Additionally, Lessmann et al. [11] developed and validated an Artificial Intelligence algorithm (CORADS-AI) to score the likelihood and extent of COVID-19 on chest CT scans using the COVID-19 Reporting and Data System (CO-RADS) [40] and CT severity score (CTSS). The assigned standardized scores of 367 patients were found to be in good agreement with eight independent observers and generalized well to external data. In another study, Lieveld et al. [13] validated CO-RADS and evaluated its corresponding CTSS with 741 adult patients suspected COVID-19 positive from two tertiary centers in The Netherlands. Since there was a significant association between CTSS and hospital admission (stage 1), ICU admission (stage 2), and 30-day mortality (stage 3), the study findings support the use of CTSS in triage, diagnosis, and management decisions of potential COVID-19-positive patients at hospital emergency departments.

As proven by these studies, the quantified severity of COVID-19 lung abnormalities based on chest CT accurately correlates to patient conditions; therefore, the PLA estimated by our proposed method can potentially help in evaluating the prognosis and assessing treatment methods for rapid care. Indeed, our method gives outstanding performance in generating precise segmentations of lung abnormalities due to COVID-19 that correlate well with the GT PLA. As proven by various studies [12, 13], COVID-19 lung infection severity correlates with the patient condition; similarly, in our study each PLA directly describes the ROI segmentation. Our method could also be used to quantify follow-up CT images of patients since it generates precise PLA from accurate ROI segmentation. Also, when compared with other state-of-the-art methods, the proposed method performed significantly better to generate ROI segmentations. The method produced the highest precision and specificity scores.

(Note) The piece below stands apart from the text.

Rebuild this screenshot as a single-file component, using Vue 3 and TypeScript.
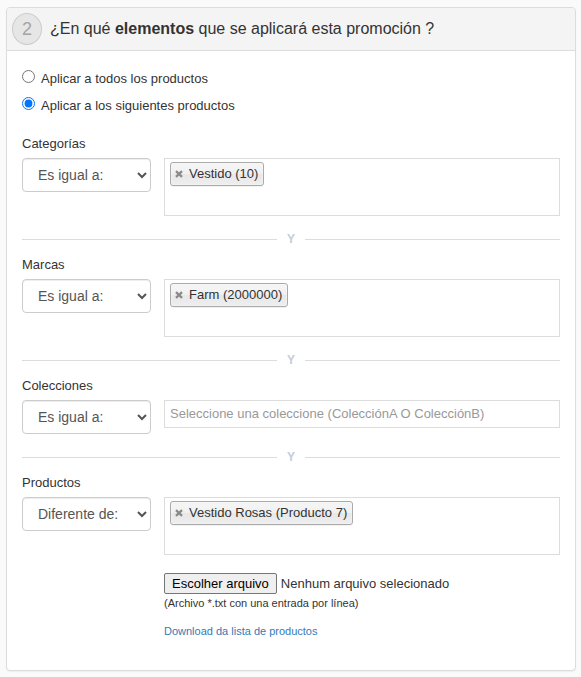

Even though the proposed method achieved promising results, there are limitations to this study. First, the lack of COVID-19 datasets including ROI segmentation to use as GT restricted us from further validating this method on a variety of datasets instead of computing data-specific results varying two datasets. Second, since patient demographic information was not provided for either dataset, we were not aware of any underlying conditions which might have contributed to the patients’ lung CT characteristics. Finally, as future work, we consider extending this pipeline to quantify other types of pneumonia lung infections.

5 Conclusion

In this study, we proposed a semi-automatic threshold-based segmentation method to generate lung ROI segmentations from COVID-19 positive patients’ lung CT images. Our results demonstrated the method’ effectiveness in generating accurate ROI segmentations, hence calculating precise PLA to determine COVID-19 severity. Also, given the accurate ROI segmentations obtained, the proposed method may potentially be useful to assess the severity of pneumonia in initial imaging and disease progression or remission in follow-up CT which could assist medical professionals with patient management and prognosis of the disease course. In future experiments, this method could be utilized to develop a fully automatic model with advanced features to assist medical professionals in rapid patient care.